Further series were added over the coming years but until now a checklist has been unavailable. We’ve finally gotten around to it and you can see the checklist with photos of each of the cards at our website here. You’ll simply need to sign into your free account. It’s easy to keep track of which cards that you own and you can buy, sell or trade for others on the Helmar Marketplace. Visit us often! Charles

Visit our website here. And don’t forget our Tuesday night auctions here!

7 thoughts

  1. The greatest challenge I remember with the first “Famous Athletes” series was identifying Sy Gragg. Who the heck was Sy Gragg? He didn’t show up on any list of players, major league OR minor league, at, and for years I remained perplexed.
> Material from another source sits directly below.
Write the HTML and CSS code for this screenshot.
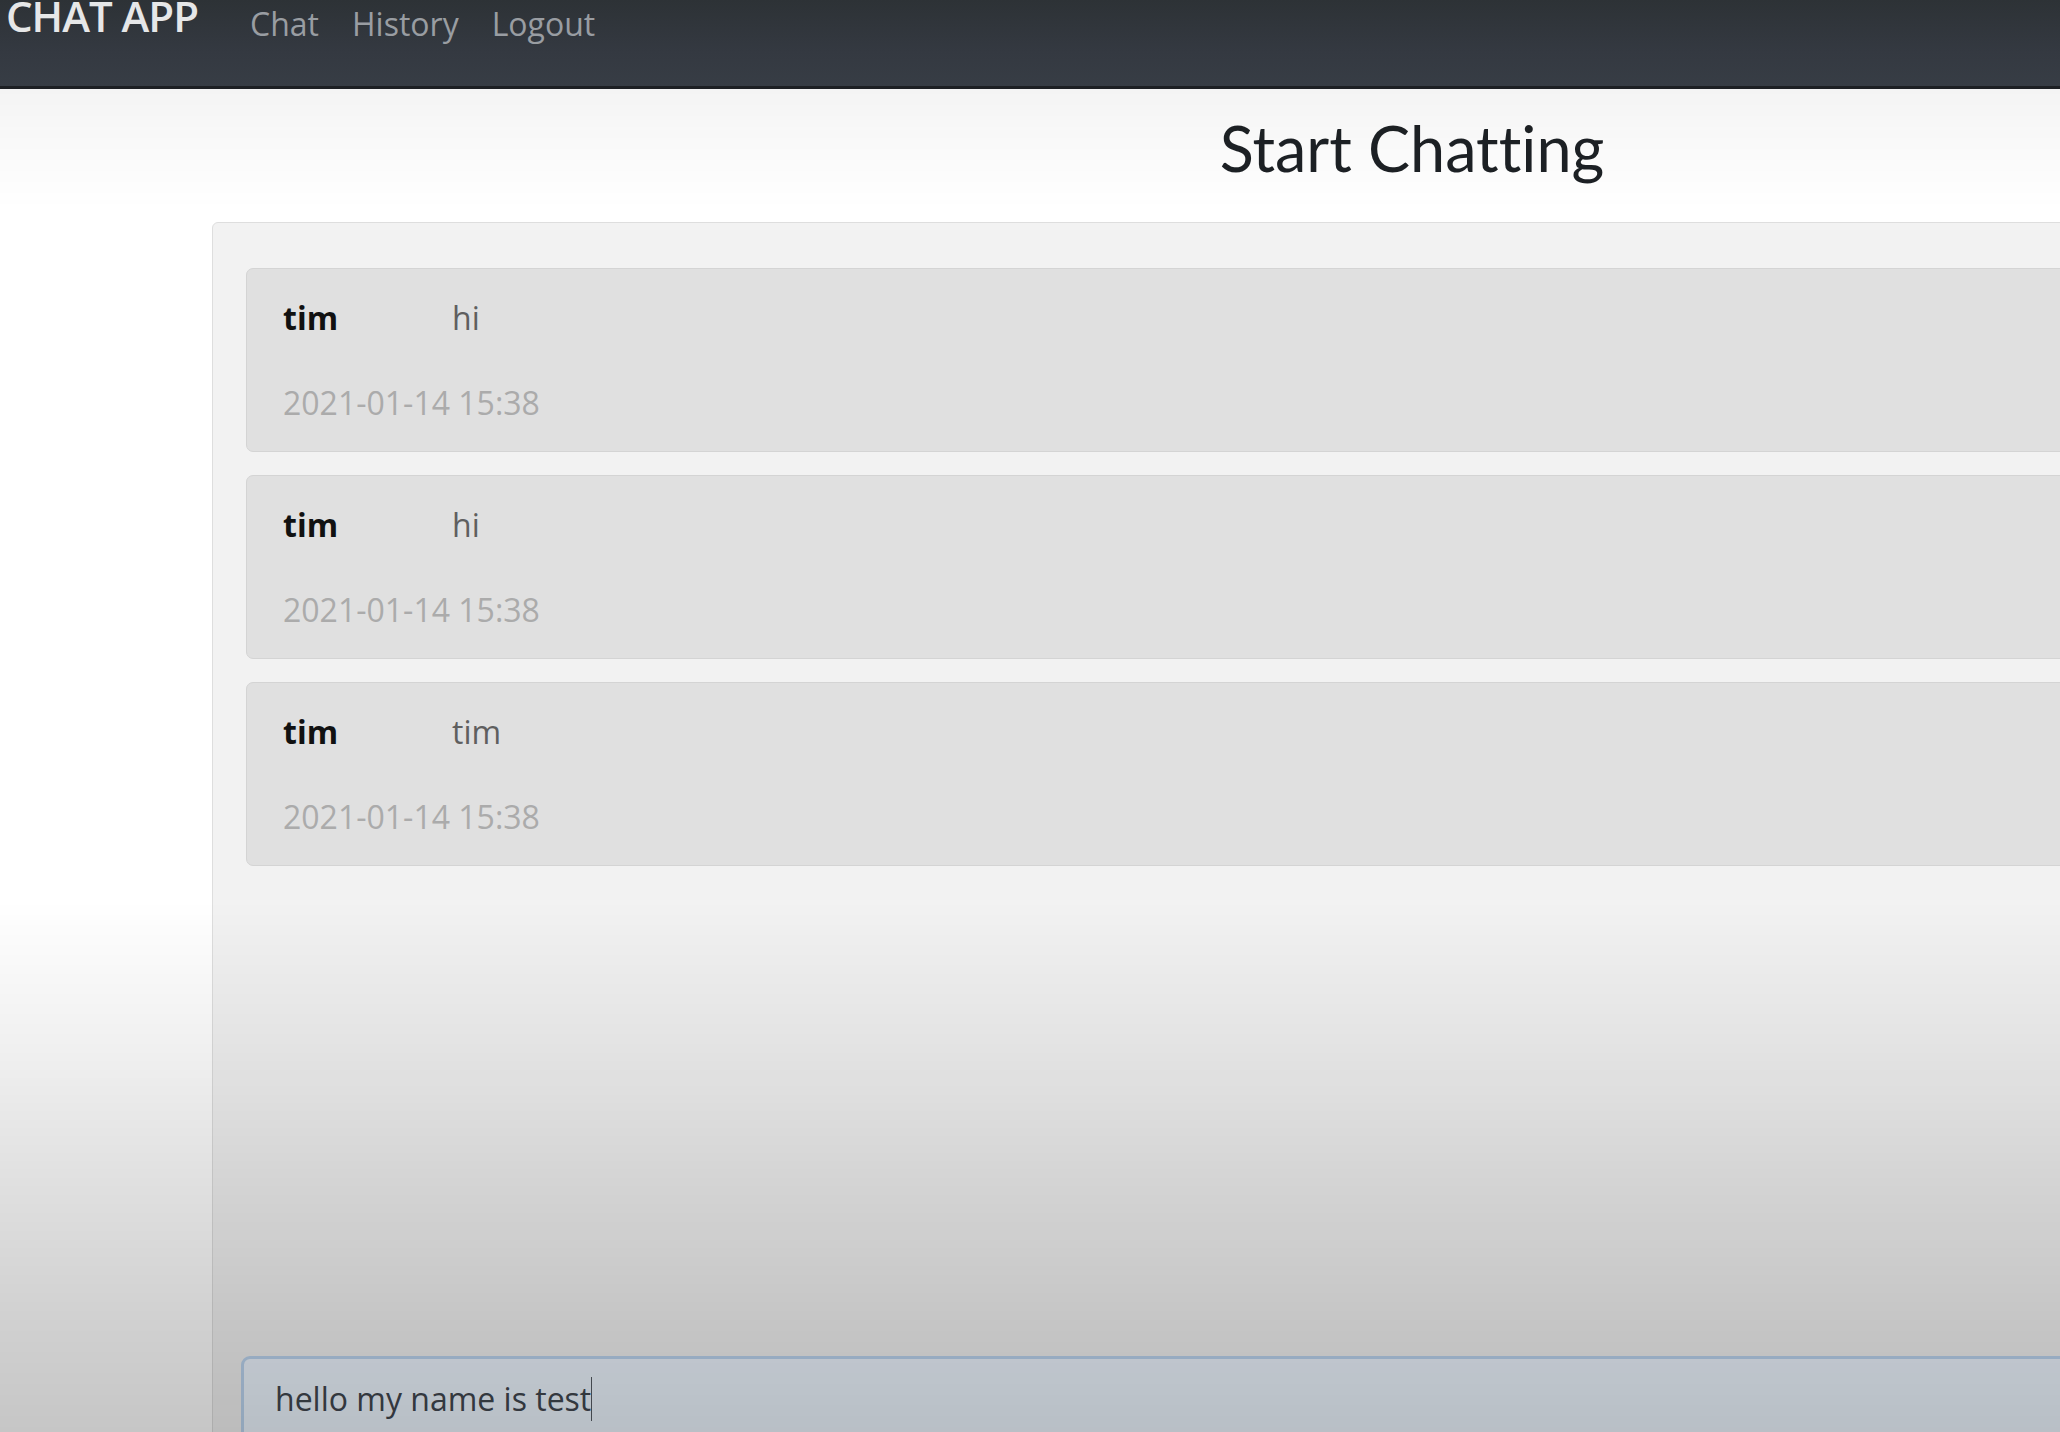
FILE: index.html
```html
<!DOCTYPE html>
<html lang="en">
<head>
<meta charset="utf-8">
<title>Chat App</title>
<link rel="stylesheet" href="styles.css">
</head>
<body>
<nav class="navbar">
  <a class="brand" href="#">CHAT APP</a>
  <ul class="nav-links">
    <li><a href="#">Chat</a></li>
    <li><a href="#">History</a></li>
    <li><a href="#">Logout</a></li>
  </ul>
</nav>
<main class="container">
  <h1 class="title">Start Chatting</h1>
  <section class="panel">
    <div class="messages">
      <div class="message">
        <div class="row"><span class="name">tim</span><span class="text">hi</span></div>
        <div class="time">2021-01-14 15:38</div>
      </div>
      <div class="message">
        <div class="row"><span class="name">tim</span><span class="text">hi</span></div>
        <div class="time">2021-01-14 15:38</div>
      </div>
      <div class="message">
        <div class="row"><span class="name">tim</span><span class="text">tim</span></div>
        <div class="time">2021-01-14 15:38</div>
      </div>
    </div>
    <div class="composer">
      <div class="input"><span class="typed">hello my name is test</span><span class="caret"></span></div>
    </div>
  </section>
</main>
<div class="shade-top"></div>
<div class="shade-bottom"></div>
</body>
</html>
```

FILE: styles.css
```css
html, body {
  margin: 0;
  padding: 0;
  overflow: hidden;
  height: 100%;
  background: #ffffff;
  font-family: "Open Sans", "Noto Sans", sans-serif;
}

.navbar {
  display: flex;
  align-items: flex-start;
  height: 86px;
  padding-left: 6px;
  background: linear-gradient(to bottom, #2d3236 0%, #343941 60%, #373d45 100%);
  border-bottom: 3px solid #1d2024;
  overflow: hidden;
}

.brand {
  font-size: 42px;
  line-height: 30px;
  font-weight: 600;
  color: #e6e7e8;
  text-decoration: none;
  margin-top: 1px;
  margin-right: 19px;
  letter-spacing: -1px;
  white-space: nowrap;
}

.nav-links {
  display: flex;
  gap: 33px;
  list-style: none;
  margin: 8px 0 0 33px;
  padding: 0;
}

.nav-links a {
  font-size: 32px;
  line-height: 32px;
  color: #999da2;
  text-decoration: none;
}

.container {
  width: 2400px;
  margin-left: 212px;
}

.title {
  font-family: "Lato", "Open Sans", sans-serif;
  font-variant-ligatures: none;
  font-weight: 400;
  font-size: 63px;
  line-height: 76.8px;
  color: #1d2125;
  text-align: center;
  margin: 21px 0 35px 0;
}

.panel {
  background: #f2f2f2;
  border: 1px solid #dedede;
  border-radius: 6px;
  padding: 45px 33px 0 33px;
  height: 1400px;
}

.messages {
  display: flex;
  flex-direction: column;
  gap: 23px;
  height: 1088px;
}

.message {
  background: #e0e0e0;
  border: 1px solid #d4d4d4;
  border-radius: 7px;
  padding: 25px 36px 24px 36px;
  height: 184px;
  box-sizing: border-box;
  font-size: 32px;
  line-height: 48px;
}

.row {
  display: flex;
}

.name {
  width: 169px;
  font-weight: 700;
  color: #111111;
}

.text {
  color: #5f5f5f;
}

.time {
  margin-top: 37px;
  color: #ababab;
}

.composer {
  margin-left: -5px;
}

.input {
  display: flex;
  align-items: flex-start;
  height: 120px;
  box-sizing: border-box;
  background: #eef6ff;
  border: 3px solid #bcd5f0;
  border-radius: 9px;
  padding: 16px 31px;
  font-size: 32px;
  line-height: 48px;
  color: #41474f;
}

.caret {
  display: inline-block;
  width: 1px;
  height: 44px;
  margin-top: 2px;
  background: #555b63;
}

.shade-top {
  position: fixed;
  left: 0;
  right: 0;
  top: 89px;
  height: 120px;
  pointer-events: none;
  background: linear-gradient(to bottom, rgba(0,0,0,0.045), rgba(0,0,0,0));
}

.shade-bottom {
  position: fixed;
  left: 0;
  right: 0;
  top: 900px;
  bottom: 0;
  pointer-events: none;
  background: linear-gradient(to bottom, rgba(0,0,0,0) 0%, rgba(0,0,0,0.06) 28%, rgba(0,0,0,0.12) 53%, rgba(0,0,0,0.18) 78%, rgba(0,0,0,0.225) 100%);
}
```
    Finally, I had one of those “light bulb goes on” moments, when I realized that Sy Gragg was actually Sylveanus “Vean” Gregg, a star pitcher with Cleveland for a few years in the early 1910s, before playing a couple of seasons with Boston at the end of his career.

    Liked by 1 person

  2. Oh, I remember them well, the foundation for everything that’s come since. Thanks for adding this extensive checklist with images.

    A few things, though . . .

    a) There’s one card missing from the fourth series. There were actually two Lou Gehrig cards in the series, making for a total of 108 cards, rather than the 107 listed. The other Gehrig was a full body shot of him batting, with a brilliant orange/golden sky in the background.

    b) The numbers on the checklist are a little confusing for the second- and third-series cards, each of which actually had its own number (you can see them on the image of the backs of the cards), as opposed to the unnumbered first and fourth series. Can’t really figure out why you did it the way you did.

    c) And what of the very rare fifth series? The Colgan Chips series? It was 36 cards, very similar to the fourth series but with an off-white border rather than a dark cream border. Most of the art was the same as used in the fourth series, but cropped differently or with different backgrounds for the same portrait.And each card had the little triangular Colgan Chip promo in the bottom right of the image, and a Colgan Chip advertisement on the back, similar to the alternate versions of the Helmar T-206 card sold each Tuesday. I don’t know in what form it was issued (I know I had to pay a small fortune for my set when I happened across one for sale on eBay several years ago), but it DOES exist, and hopefully you can add it to the checklist.

    Liked by 1 person

    1. a) I think that I’ve found the second Gehrig card. I’ll add him to the checklist but he might have to go at the end. We’ll see. b) It seemed impossible to figure out the card numbering as I didn’t have physical cards in most cases. c) Good grief, I forgot all about that fifth series. I should have images of the cards and will add them to the list sometime in late May.THANK YOU for the information. Charles


  3. Boy, do I remember eating many, many, many bags of potato chips! The chips were good, the cards were GREAT! I had boxes shipped to So. Cal and these cases always included freebies that included Bottle Caps, Posters, etc…..My only complaint was I believe the cards were a little too thick, but the variety of old time players, negro league players and boxers was very, very cool. Many of these cards introduced me to players that I had never even heard of, so there was a learning aspect added to the collecting process. Fun times.
    Mike Markov
    Riverside, CA

    Liked by 1 person

    1. I agree. (no complants though). I came to the party too late. I learned of Helmar about 4 yrs ago. I had to have all the magazines and cards. I’m still working on this set. I only wished I could have had some of the chips and caramel corn. But I do have a sample of each package. Glad to have a completed check listing to keep working on the complete set. Keep up the great work, I enjoy the Tuesday auctions and the online updates/email reminders. Now if only (my wish list) Charles would create a card for my hometown Caney Kansas (only pro baseball player) Charles (Dusty) Rhodes – St Louis Cardinals from the turn of the 20th century.



      Liked by 1 person

    2. Wow! While you were munching away in Riverside, I was just down the freeway in Orange with my own bags of snacks. I had the same experience: intrigued by the cards enough to order a case of potato chips and a case of caramel corn. The snack food was outstanding, more so that I would have expected, but most of all, I loved the experience of pulling out those little grease-covered foil packs to see what players I got. The distribution was horrible; I only got about half of the 74 first-series Famous Athletes, and ended up with something like 30 Hughie Jennings cards . . but it didn’t deter me from seeking a complete set on eBay. Loved the concept, loved the cards.

      I had the same experience of Helmar’s generosity to people who ordered cases of snacks. Each of my orders was accompanied by one of the gorgeous silks Helmar was making back in the day.